İş sağlığı ve güvenliği literatüründe isabetli bir özdeyiş vardır; "Önleme işyerinden başlar." Gerçekten, iş sağlığı ve güvenliği konusunda alınabilecek tüm önlemler içinde belki de en önemlisi işyerinin bu konuda iyi bir biçimde örgütlenmesidir. İş sağlığı ve güvenliği kurulları işyerinin bu konuda örgütlenmesinin en önemli unsurunu oluştururlar.
Elli ve daha fazla çalışanı bulunan ve altı aydan fazla süren sürekli işlerin yapıldığı işyerlerinde işveren, iş sağlığı ve güvenliği ile ilgili çalışmalarda bulunmak üzere bir kurul oluşturmak zorundadır. İşveren bu kurulun kararlarını uygular.
Kanun koyucu, asıl işveren-alt işveren ilişkisinin bulunduğu halleri özel olarak düzenlemiş, bir nev'i asıl işveren ve alt işvereni bir tek işyeri gibi değerlendirerek iş sağlığı ve güvenliği kurulu oluşturma sınırı olan elli kişilik çalışan sayısını bu iki işverenin toplamı üzerinden belirlemiştir. Altı aydan fazla süren asıl işveren-alt işveren ilişkisinin bulunduğu hallerde;
a) Asıl işveren ve alt işveren tarafından ayrı ayrı kurul oluşturulmuş ise, faaliyetlerin yürütülmesi ve kararların uygulanması konusunda işbirliği ve koordinasyon asıl işverence sağlanacaktır.
b) Asıl işveren tarafından kurul oluşturulmuş ise, kurul oluşturması gerekmeyen alt işveren koordinasyonu sağlamak üzere vekaleten yetkili bir temsilci atayacaktır.
c) Asıl işverenin işyerinde kurul oluşturması gerekmiyorsa, bu durumda asıl işveren alt işverenin oluşturduğu kurula vekaleten yetkili bir temsilci atayacaktır.
d) Kurul oluşturması gerekmeyen alt işveren ve asıl işverenin çalışan sayılarının toplamı elliden fazla ise, bu durumda koordinasyonu asıl işverenin yapması kaydıyla asıl işveren ve alt işveren tarafından birlikte bir kurul oluşturulur.
e) Aynı çalışma alanında birden fazla işverenin bulunması ve bu işverenlerce birden fazla kurulun oluşturulması halinde ise işverenler birbirlerinin çalışmalarını etkileyebilecek kurul kararları hakkında diğer işverenleri bilgilendirmek zorundadır.

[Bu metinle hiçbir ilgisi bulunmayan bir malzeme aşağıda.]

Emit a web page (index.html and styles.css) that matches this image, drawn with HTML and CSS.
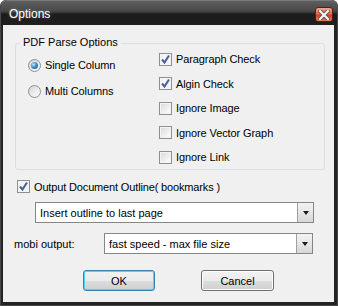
FILE: index.html
```html
<!DOCTYPE html>
<html lang="en">
<head>
    <meta charset="UTF-8">
    <title>Options</title>
    <link rel="stylesheet" href="styles.css">
</head>
<body>
    <div class="window">
        <!-- Title bar -->
        <div class="titlebar">
            <span class="title">Options</span>
            <span class="close">
                <svg width="12" height="10" viewBox="0 0 12 10">
                    <path d="M2 1 L10 9 M10 1 L2 9" stroke="#6a4a46" stroke-width="4" stroke-linecap="square"/>
                    <path d="M2 1 L10 9 M10 1 L2 9" stroke="#f4f4f4" stroke-width="2.2" stroke-linecap="square"/>
                </svg>
            </span>
        </div>

        <div class="client">
            <!-- PDF Parse Options -->
            <div class="group">
                <span class="group-label">PDF Parse Options</span>
                <div class="radios">
                    <div class="opt"><span class="radio on"></span>Single Column</div>
                    <div class="opt"><span class="radio"></span>Multi Columns</div>
                </div>
                <div class="checks">
                    <div class="opt"><span class="check on"></span>Paragraph Check</div>
                    <div class="opt"><span class="check on"></span>Algin Check</div>
                    <div class="opt"><span class="check"></span>Ignore Image</div>
                    <div class="opt"><span class="check"></span>Ignore Vector Graph</div>
                    <div class="opt"><span class="check"></span>Ignore Link</div>
                </div>
            </div>

            <div class="opt outline"><span class="check on"></span>Output Document Outline( bookmarks )</div>

            <div class="combo outline-combo">
                <span class="combo-text">Insert outline to last page</span>
                <span class="combo-btn"></span>
            </div>

            <div class="mobi-row">
                <span class="mobi-label">mobi output:</span>
                <div class="combo mobi-combo">
                    <span class="combo-text">fast speed - max file size</span>
                    <span class="combo-btn"></span>
                </div>
            </div>

            <div class="buttons">
                <button class="btn default">OK</button>
                <button class="btn cancel">Cancel</button>
            </div>
        </div>
    </div>
</body>
</html>
```

FILE: styles.css
```css
html, body {
    margin: 0;
    padding: 0;
    background: #fff;
}
body {
    font-family: "Liberation Sans", Arial, sans-serif;
    font-size: 11px;
    color: #000;
}
.window {
    width: 338px;
    height: 306px;
    box-sizing: border-box;
    display: flex;
    flex-direction: column;
    background: #232323;
    border: 1px solid #4a4a4a;
    border-top: none;
    border-radius: 6px 6px 0 0;
    padding: 0 3px 3px 2px;
}
.titlebar {
    height: 25px;
    margin: 0 -3px 0 -2px;
    padding: 0 4px 0 8px;
    display: flex;
    align-items: center;
    justify-content: space-between;
    border-radius: 6px 6px 0 0;
    border-top: 1px solid #7a7a7a;
    box-sizing: border-box;
    background: linear-gradient(to bottom, #5e5e5e 0, #484848 10px, #303030 12px, #1c1c1c 13px, #1e1e1e 24px);
}
.title {
    color: #fff;
    font-size: 12px;
    margin-top: 1px;
    text-shadow: 0 0 3px rgba(255, 255, 255, 0.35);
}
.close {
    width: 18px;
    height: 15px;
    box-sizing: border-box;
    margin-top: 3px;
    border: 1px solid #5a1e14;
    border-radius: 3px;
    background: linear-gradient(to bottom, #f0a592 0, #e06a52 45%, #cc4329 55%, #e07a5c 100%);
    display: flex;
    align-items: center;
    justify-content: center;
}
.client {
    flex: 1;
    background: #f0f0f0;
    padding-left: 11px;
    display: flex;
    flex-direction: column;
    align-items: flex-start;
}
.group {
    position: relative;
    width: 310px;
    height: 127px;
    box-sizing: border-box;
    margin: 18px 0 0 1px;
    border: 1px solid #d5dfe5;
    border-radius: 3px;
    display: flex;
}
.group-label {
    position: absolute;
    top: -8px;
    left: 4px;
    padding: 0 3px;
    background: #f0f0f0;
}
.radios {
    width: 131px;
    padding: 8px 0 0 12px;
}
.radios .opt {
    height: 26px;
}
.checks {
    padding-top: 3px;
}
.checks .opt {
    height: 24.5px;
}
.opt {
    display: flex;
    align-items: center;
    gap: 4px;
    white-space: nowrap;
    letter-spacing: -0.1px;
}
.check {
    width: 13px;
    height: 13px;
    box-sizing: border-box;
    border: 1px solid #8e8f8f;
    background: linear-gradient(135deg, #d8d8d8 0, #f4f4f4 70%, #fbfbfb 100%);
    box-shadow: inset 0 0 0 1px #f4f4f4;
    flex: none;
}
.check.on {
    background: #f4f4f4 url("data:image/svg+xml;utf8,<svg xmlns='http://www.w3.org/2000/svg' width='11' height='11'><path d='M2 5.5 L4.5 8.5 L9 1.5' fill='none' stroke='%234a5f97' stroke-width='2'/></svg>") no-repeat center;
}
.radio {
    width: 13px;
    height: 13px;
    box-sizing: border-box;
    border: 1px solid #8e8f8f;
    border-radius: 50%;
    background: linear-gradient(135deg, #d4d4d4 0, #f6f6f6 80%);
    flex: none;
    position: relative;
}
.radio.on::after {
    content: "";
    position: absolute;
    left: 2px;
    top: 2px;
    width: 7px;
    height: 7px;
    border-radius: 50%;
    background: radial-gradient(circle at 35% 35%, #c6e6fa 0, #3c8fcf 45%, #0d4f8c 100%);
}
.outline {
    margin: 10px 0 0 3px;
    height: 13px;
    letter-spacing: -0.15px;
}
.combo {
    height: 21px;
    box-sizing: border-box;
    border: 1px solid #868686;
    background: #fff;
    display: flex;
    align-items: center;
}
.combo-text {
    flex: 1;
    padding-left: 4px;
    white-space: nowrap;
}
.combo-btn {
    width: 16px;
    height: 19px;
    box-sizing: border-box;
    border-left: 1px solid #a0a0a0;
    background: linear-gradient(to bottom, #f3f3f3 0, #e6e6e6 50%, #d6d6d6 100%);
    display: flex;
    align-items: center;
    justify-content: center;
}
.combo-btn::after {
    content: "";
    border-left: 3.5px solid transparent;
    border-right: 3.5px solid transparent;
    border-top: 4px solid #1a1a1a;
    margin-top: 1px;
}
.outline-combo {
    width: 279px;
    margin: 9px 0 0 21px;
}
.mobi-row {
    display: flex;
    align-items: center;
    margin-top: 10px;
}
.mobi-label {
    width: 90px;
}
.mobi-combo {
    width: 209px;
}
.buttons {
    display: flex;
    gap: 46px;
    margin: 16px 0 0 69px;
}
.btn {
    width: 72px;
    height: 21px;
    padding: 0;
    font-family: inherit;
    font-size: 11px;
    color: #000;
    border: 1px solid #707070;
    border-radius: 3px;
    background: linear-gradient(to bottom, #f2f2f2 0, #ebebeb 50%, #dddddd 51%, #cfcfcf 100%);
    box-shadow: inset 0 0 0 1px #fcfcfc;
}
.btn.default {
    border-color: #3c7fb1;
    box-shadow: inset 0 0 0 1px #48d6fb;
}
.btn.cancel {
    width: 73px;
}
```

İşyerinde iş sağlığı ve güvenliği açısından, sağlığını bozacak veya vücut bütünlüğünü tehlikeye sokacak yakın, acil ve hayati bir tehlike ile karşı karşıya kalan işçi, iş sağlığı ve güvenliği kuruluna başvurarak durumun tespit edilmesini ve gerekli tedbirlerin alınmasına karar verilmesini talep edebilir.
*********
İş kazalarının bildirimi
İşveren, iş kazası ve meslek hastalıklarının kaydını tutarak bunlara ait raporları düzenlemek zorundadır. Ayrıca yaralanma veya ölüme neden olmadığı halde işyerinin ya da iş ekipmanının zarara uğramasına yol açan veya yol açma potansiyeli bulunan olayları da inceleyerek bunlarla ilgili raporları da düzenlemelidir.
İş kazalarının kazadan sonraki üç işgünü içerisinde, meslek hastalıklarının ise işverene bildirildiği tarihten itibaren yine üç işgünü içinde Sosyal Güvenlik Kurumu'na bildirilmesi zorunludur.
01.01.2012 tarihinden itibaren iş kazalarını Çalışma ve İş Kurumu İl Müdürlüklerine bildirmeye gerek kalmayacak olup, bu tarihten itibaren sadece SGK'ya bildirilmesi yeterli olacaktır.